Последние дни своей болезни Петр Алексеевич находился в полузабытьи, из которого окружающие его выводили, чтобы дать ему пищу или лекарство, или же он сам пробуждался, чтобы попросить пить или предупредить осложнения в уходе за собой. Еле в состоянии прошептать несколько слов или шевельнуть руками, Пётр Алексеевич не переставал заботиться с присущей ему деликатностью о том, чтобы причинять возможно меньше хлопот и неприятностей окружающим. „Не хорошо“, — говорил он застенчиво во время интимного ухода за ним, даже родным.
Вначале, когда он чувствовал себя сравнительно лучше, сестра В. поставила на ночной столик звонок и попросила позвонить, если ему что понадобится в минуты её отлучки. — „Нет, не буду, — ответил он шутливо, — для анархиста и звонок проявление власти“. И действительно, ни разу не прикоснулся к нему.
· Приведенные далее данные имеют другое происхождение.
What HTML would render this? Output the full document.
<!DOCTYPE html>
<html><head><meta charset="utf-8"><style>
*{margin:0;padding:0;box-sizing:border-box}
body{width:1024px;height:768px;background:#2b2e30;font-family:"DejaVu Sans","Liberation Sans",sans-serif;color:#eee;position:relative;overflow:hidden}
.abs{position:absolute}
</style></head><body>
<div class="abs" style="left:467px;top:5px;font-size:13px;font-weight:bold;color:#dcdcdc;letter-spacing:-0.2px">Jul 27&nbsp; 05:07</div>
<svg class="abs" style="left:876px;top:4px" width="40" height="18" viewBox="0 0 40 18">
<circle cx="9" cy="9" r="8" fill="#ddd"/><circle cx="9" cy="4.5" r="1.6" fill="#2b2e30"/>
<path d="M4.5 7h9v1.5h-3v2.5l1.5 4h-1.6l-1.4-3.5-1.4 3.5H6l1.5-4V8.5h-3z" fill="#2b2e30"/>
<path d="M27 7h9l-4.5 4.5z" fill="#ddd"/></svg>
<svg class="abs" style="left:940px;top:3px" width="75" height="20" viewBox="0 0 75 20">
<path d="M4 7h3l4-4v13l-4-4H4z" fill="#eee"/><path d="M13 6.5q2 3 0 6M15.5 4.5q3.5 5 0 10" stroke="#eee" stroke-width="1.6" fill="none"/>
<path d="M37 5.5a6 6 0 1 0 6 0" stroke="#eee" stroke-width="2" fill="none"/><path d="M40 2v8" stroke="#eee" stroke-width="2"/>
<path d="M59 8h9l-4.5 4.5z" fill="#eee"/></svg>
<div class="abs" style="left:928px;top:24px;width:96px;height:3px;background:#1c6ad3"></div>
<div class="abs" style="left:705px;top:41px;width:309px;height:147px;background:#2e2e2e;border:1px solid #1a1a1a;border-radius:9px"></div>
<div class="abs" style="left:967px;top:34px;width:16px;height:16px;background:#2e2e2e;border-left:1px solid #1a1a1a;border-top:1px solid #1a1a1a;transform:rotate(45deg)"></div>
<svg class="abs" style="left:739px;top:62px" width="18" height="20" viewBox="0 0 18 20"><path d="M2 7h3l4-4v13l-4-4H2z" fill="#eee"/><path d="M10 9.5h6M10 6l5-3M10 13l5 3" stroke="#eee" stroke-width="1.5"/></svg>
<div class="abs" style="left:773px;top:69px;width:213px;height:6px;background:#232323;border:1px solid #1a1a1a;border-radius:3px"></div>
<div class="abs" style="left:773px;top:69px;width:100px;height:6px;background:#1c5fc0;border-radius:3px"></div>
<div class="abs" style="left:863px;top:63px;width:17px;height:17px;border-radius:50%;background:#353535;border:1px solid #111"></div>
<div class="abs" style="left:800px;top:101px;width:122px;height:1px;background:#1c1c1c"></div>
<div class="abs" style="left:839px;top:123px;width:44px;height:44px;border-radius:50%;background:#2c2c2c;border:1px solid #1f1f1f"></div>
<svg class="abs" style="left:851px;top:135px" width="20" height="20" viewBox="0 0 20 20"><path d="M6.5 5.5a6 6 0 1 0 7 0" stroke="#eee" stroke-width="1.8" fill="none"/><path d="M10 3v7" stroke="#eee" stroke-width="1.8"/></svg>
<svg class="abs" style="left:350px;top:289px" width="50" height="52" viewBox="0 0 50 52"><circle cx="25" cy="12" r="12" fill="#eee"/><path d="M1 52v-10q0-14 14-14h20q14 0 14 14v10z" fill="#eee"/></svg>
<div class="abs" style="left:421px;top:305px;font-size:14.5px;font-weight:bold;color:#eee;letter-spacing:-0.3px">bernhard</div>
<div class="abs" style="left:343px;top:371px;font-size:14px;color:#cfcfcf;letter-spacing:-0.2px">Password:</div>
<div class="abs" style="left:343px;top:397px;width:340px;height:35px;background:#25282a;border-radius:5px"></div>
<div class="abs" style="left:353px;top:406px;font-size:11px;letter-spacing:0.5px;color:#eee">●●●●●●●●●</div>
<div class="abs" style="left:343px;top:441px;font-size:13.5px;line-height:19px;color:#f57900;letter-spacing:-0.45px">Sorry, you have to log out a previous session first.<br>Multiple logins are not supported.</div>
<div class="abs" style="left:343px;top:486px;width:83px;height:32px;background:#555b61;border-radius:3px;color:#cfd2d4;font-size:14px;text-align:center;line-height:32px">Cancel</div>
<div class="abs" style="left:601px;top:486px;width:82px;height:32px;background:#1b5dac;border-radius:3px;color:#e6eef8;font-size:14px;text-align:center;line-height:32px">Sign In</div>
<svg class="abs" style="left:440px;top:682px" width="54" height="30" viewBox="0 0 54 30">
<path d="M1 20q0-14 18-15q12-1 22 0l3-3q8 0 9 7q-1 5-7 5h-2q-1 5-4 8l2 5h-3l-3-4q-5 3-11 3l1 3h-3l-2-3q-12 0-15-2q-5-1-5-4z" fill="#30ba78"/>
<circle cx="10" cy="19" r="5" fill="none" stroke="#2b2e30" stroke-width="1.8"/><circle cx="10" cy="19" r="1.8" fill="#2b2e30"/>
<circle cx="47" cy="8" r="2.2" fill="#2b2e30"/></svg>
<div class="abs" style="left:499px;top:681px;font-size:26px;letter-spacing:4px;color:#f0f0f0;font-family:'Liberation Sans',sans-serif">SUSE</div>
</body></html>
Вместе с крайней деликатностью к окружающим, тонкий юмор сквозил в его словах, даже когда их приходилось улавливать с трудом из уст умирающего, и его выражения носили неизменно красочный характер.
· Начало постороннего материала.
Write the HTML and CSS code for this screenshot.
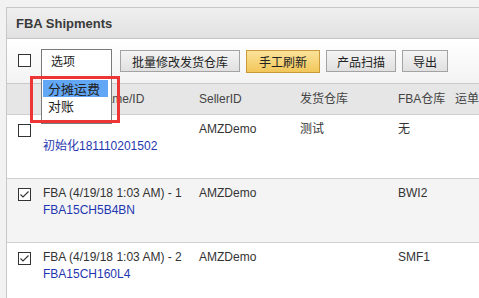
FILE: index.html
```html
<!DOCTYPE html>
<html lang="zh-CN">
<head>
  <meta charset="UTF-8" />
  <title>FBA Shipments</title>
  <link rel="stylesheet" href="styles.css">
</head>
<body>
  <div class="panel">
    <div class="panel-title">FBA Shipments</div>

    <div class="toolbar">
      <span class="check"></span>
      <div class="select">
        <span class="select-label">选项</span>
        <div class="select-list">
          <div class="option active">分摊运费</div>
          <div class="option">对账</div>
        </div>
        <div class="mark"></div>
      </div>
      <button class="btn btn-long">批量修改发货仓库</button>
      <button class="btn btn-warn">手工刷新</button>
      <button class="btn">产品扫描</button>
      <button class="btn">导出</button>
    </div>

    <div class="row head">
      <div></div>
      <div>Shipment Name/ID</div>
      <div>SellerID</div>
      <div>发货仓库</div>
      <div>FBA仓库</div>
      <div>运单</div>
    </div>

    <div class="row">
      <div><span class="check"></span></div>
      <div><br><a class="sid">初始化181110201502</a></div>
      <div>AMZDemo</div>
      <div>测试</div>
      <div>无</div>
      <div></div>
    </div>

    <div class="row alt">
      <div><span class="check checked"><svg viewBox="0 0 13 13" width="13" height="13"><path d="M2.5 6.5 L5 9 L10.5 3.5" fill="none" stroke="#333" stroke-width="1.1"/></svg></span></div>
      <div>FBA (4/19/18 1:03 AM) - 1<br><a class="sid">FBA15CH5B4BN</a></div>
      <div>AMZDemo</div>
      <div></div>
      <div>BWI2</div>
      <div></div>
    </div>

    <div class="row">
      <div><span class="check checked"><svg viewBox="0 0 13 13" width="13" height="13"><path d="M2.5 6.5 L5 9 L10.5 3.5" fill="none" stroke="#333" stroke-width="1.1"/></svg></span></div>
      <div>FBA (4/19/18 1:03 AM) - 2<br><a class="sid">FBA15CH160L4</a></div>
      <div>AMZDemo</div>
      <div></div>
      <div>SMF1</div>
      <div></div>
    </div>
  </div>
</body>
</html>
```

FILE: styles.css
```css
html, body {
  overflow: hidden;
}

body {
  margin: 0;
  background: #f2f2f2;
  font-family: "Liberation Sans", Arial, "Noto Sans CJK SC", sans-serif;
  font-size: 12px;
  color: #333;
}

.panel {
  margin: 7px 0 0 6px;
  width: 640px;
  height: 400px;
  background: #fff;
  border: 1px solid #c8c8c8;
}

.panel-title {
  height: 30px;
  line-height: 31px;
  padding-left: 9px;
  font-size: 13px;
  font-weight: bold;
  color: #3a3a3a;
  background: linear-gradient(#f0f0f0, #e1e1e1);
  border-bottom: 1px solid #c4c4c4;
}

.toolbar {
  display: flex;
  align-items: center;
  height: 44px;
  padding-left: 11px;
  background: linear-gradient(#fff, #f3f3f3);
  border-bottom: 1px solid #c8c8c8;
}

.check {
  display: block;
  box-sizing: border-box;
  width: 13px;
  height: 13px;
  border: 1px solid #333;
  background: #fff;
}

.check svg {
  display: block;
  margin: -1px;
}

.toolbar .check {
  margin-top: -2px;
}

.select {
  position: relative;
  box-sizing: border-box;
  width: 71px;
  height: 23px;
  margin: -1px 8px 0 10px;
  border: 1px solid #7a7a7a;
  border-bottom: none;
  background: #fff;
  font-family: "Noto Sans CJK SC", sans-serif;
}

.select-label {
  display: block;
  padding-left: 9px;
  line-height: 21px;
  color: #222;
}

.select-list {
  position: absolute;
  z-index: 2;
  top: 22px;
  left: -1px;
  width: 71px;
  height: 52px;
  box-sizing: border-box;
  padding: 8px 3px 0 1px;
  border: 1px solid #7a7a7a;
  border-top: none;
  background: #fff;
  font-size: 13px;
}

.option {
  height: 17px;
  line-height: 17px;
  padding-left: 5px;
  color: #222;
}

.option.active {
  background: #62a7f6;
}

.mark {
  position: absolute;
  z-index: 3;
  top: 26px;
  left: -12px;
  width: 84px;
  height: 41px;
  border: 3px solid #ee3535;
}

.btn {
  height: 22px;
  margin-right: 6px;
  padding: 0 10px;
  font-family: "Noto Sans CJK SC", sans-serif;
  font-size: 12px;
  color: #222;
  background: linear-gradient(#f4f4f4, #e0e0e0);
  border: 1px solid #a3a3a3;
  border-radius: 0;
}

.btn-long {
  padding: 0 11px;
}

.btn-warn {
  height: 23px;
  padding: 0 12px;
  background: linear-gradient(#fbe39a, #f2c65a);
  border-color: #c99a37;
}

.row {
  display: grid;
  grid-template-columns: 36px 156px 101px 98px 57px 1fr;
  height: 64px;
  box-sizing: border-box;
  padding-top: 6px;
  line-height: 17px;
  border-bottom: 1px solid #cfcfcf;
  font-family: "Liberation Sans", Arial, "Noto Sans CJK SC", sans-serif;
  white-space: nowrap;
}

.row > div:first-child {
  padding: 3px 0 0 11px;
}

.row.head {
  height: 31px;
  padding-top: 0;
  line-height: 31px;
  background: #e6e6e6;
  color: #444;
}

.row.alt {
  background: #f4f4f4;
}

.sid {
  color: #1f37b0;
}
```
2-го числа в 3 часа утра больной попросил напиться, и когда я поднёс стаканчик, чтобы напоить, он, не доверяя мужской ловкости в уходе за больными предупредительно заметил: „Только не за галстух“. Глотнув немного, он выразил желание, что „предпочёл бы горячего чаю“ и с удовольствием выпил небольшую чашку, „как с третьего блюдечка“ (т.е. в пору горячий, пояснил он мне).
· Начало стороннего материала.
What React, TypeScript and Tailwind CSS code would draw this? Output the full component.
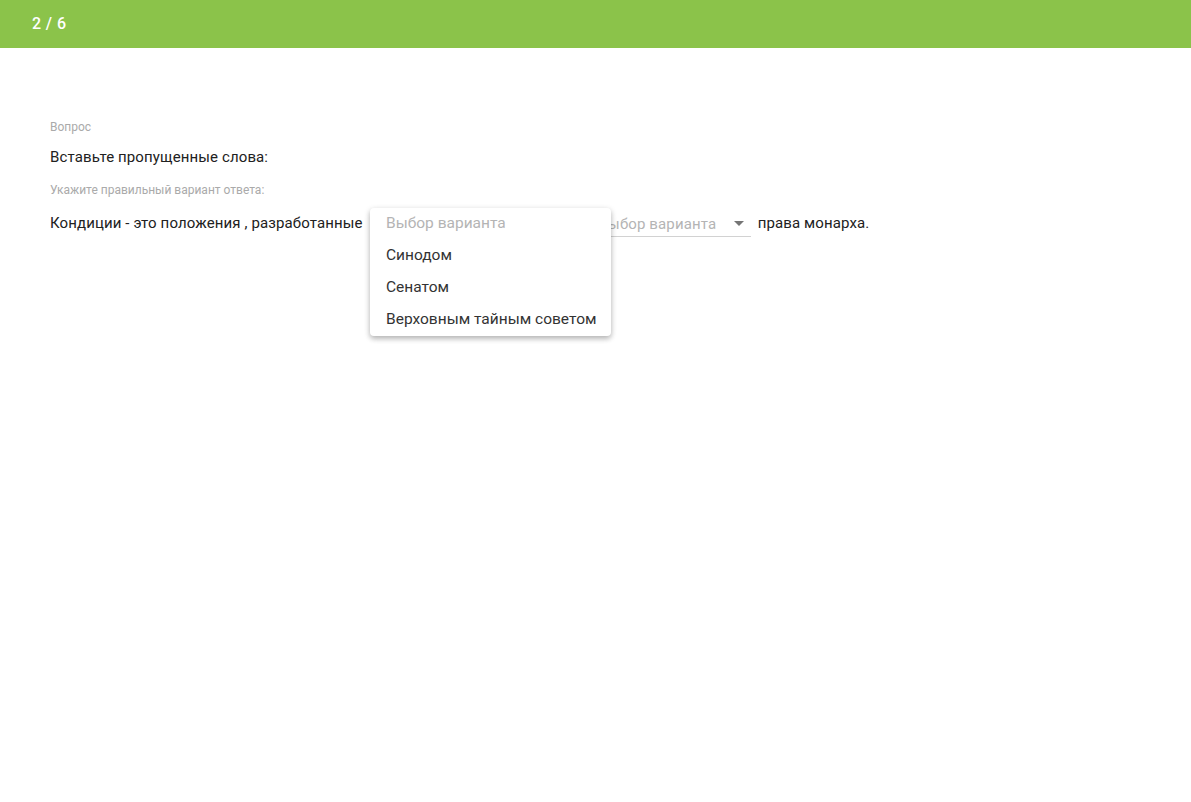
import React from 'react';

const options = ['Синодом', 'Сенатом', 'Верховным тайным советом'];

const Arrow: React.FC = () => (
  <svg viewBox="0 0 24 24" className="absolute right-0 top-1/2 -translate-y-1/2 w-6 h-6 fill-[#757575]">
    <path d="M7 10l5 5 5-5z" />
  </svg>
);

const SelectBox: React.FC<{ width: string }> = ({ width }) => (
  <div className={`relative ${width} h-[26px] border-b border-[#d2d2d2] shrink-0`}>
    <div className="h-full pr-8 overflow-hidden whitespace-nowrap text-[#b4b4b4] leading-[26px]">Выбор варианта</div>
    <Arrow />
  </div>
);

export default function App() {
  return (
    <div className="min-h-screen bg-white text-[#212121] font-['Roboto',sans-serif]">
      <div className="h-12 bg-[#8bc34a] flex items-center px-8">
        <span className="text-white text-[16px] font-medium tracking-wide">2 / 6</span>
      </div>

      <div className="px-[50px] pt-[70px]">
        <div className="text-[12px] text-[#aaaaaa]">Вопрос</div>
        <div className="mt-[10px] text-[15px] tracking-[0.12px]">Вставьте пропущенные слова:</div>
        <div className="mt-[12px] text-[12px] text-[#aaaaaa]">Укажите правильный вариант ответа:</div>

        <div className="relative mt-[12px] flex items-center text-[15px] tracking-[0.12px]">
          <span>Кондиции - это положения , разработанные</span>
          <div className="ml-[8px]">
            <SelectBox width="w-[220px]" />
          </div>
          <div className="ml-[8px]">
            <SelectBox width="w-[152px]" />
          </div>
          <span className="ml-[7px]">права монарха.</span>

          <div className="absolute left-[320px] top-[-3px] w-[241px] bg-white rounded shadow-[0_2px_6px_rgba(0,0,0,0.2),0_3px_5px_rgba(0,0,0,0.14)] z-10 text-[15.5px] tracking-normal">
            <div className="h-8 px-4 flex items-center text-[#b4b4b4] whitespace-nowrap">Выбор варианта</div>
            {options.map((o) => (
              <div key={o} className="h-8 px-4 flex items-center text-[#333] whitespace-nowrap">{o}</div>
            ))}
          </div>
        </div>
      </div>
    </div>
  );
}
3-го числа в 11-ом часу вечера, когда Е.В. готовилась произвести укол предписанного лекарства, Пётр Алексеевич заметил: „От женских уколов никакого прока нет“.
Вообще, особенно в первые дни, Петр Алексеевич был довольно чувствителен к подкожным уколам и называл их „докторским хулиганством“, и даже раз стал укорять сестру: „Какая Вы хулиганка стали! У докторов научились!“. И тут же прибавил, чтобы не обидеть её: „Я знаю, что Вы не со злым умыслом, а по обязанности“.
В другой раз (1-го февраля), когда врач, постоянно пользовавший его, — Сергей Николаевич Ивановский, к которому, кстати сказать, он относился очень дружески и с полным доверием, как к „старому земскому врачу“, — собирался исследовать его, Пётр Алексеевич обратился к сестре милосердия с просьбой „защитить от этих варваров“.
Чем ближе надвигалась неизбежная развязка, тем глубже становилось забытье Петра Алексеевича. Софья Григорьевна и Александра Петровна прилагали все усилия, чтобы от времени до времени вывести его из сонливого состояния и уловить момент, чтобы дать ему хоть кое-какую пищу…
Вскоре началась длительная агония.
Так угас в глуши любимой родины великий интернационалист и революционер, для которого интернационал не означал отрицание своей родины, а высшее проявление революции заключалось в защите всегда этой родины от всяких насилий."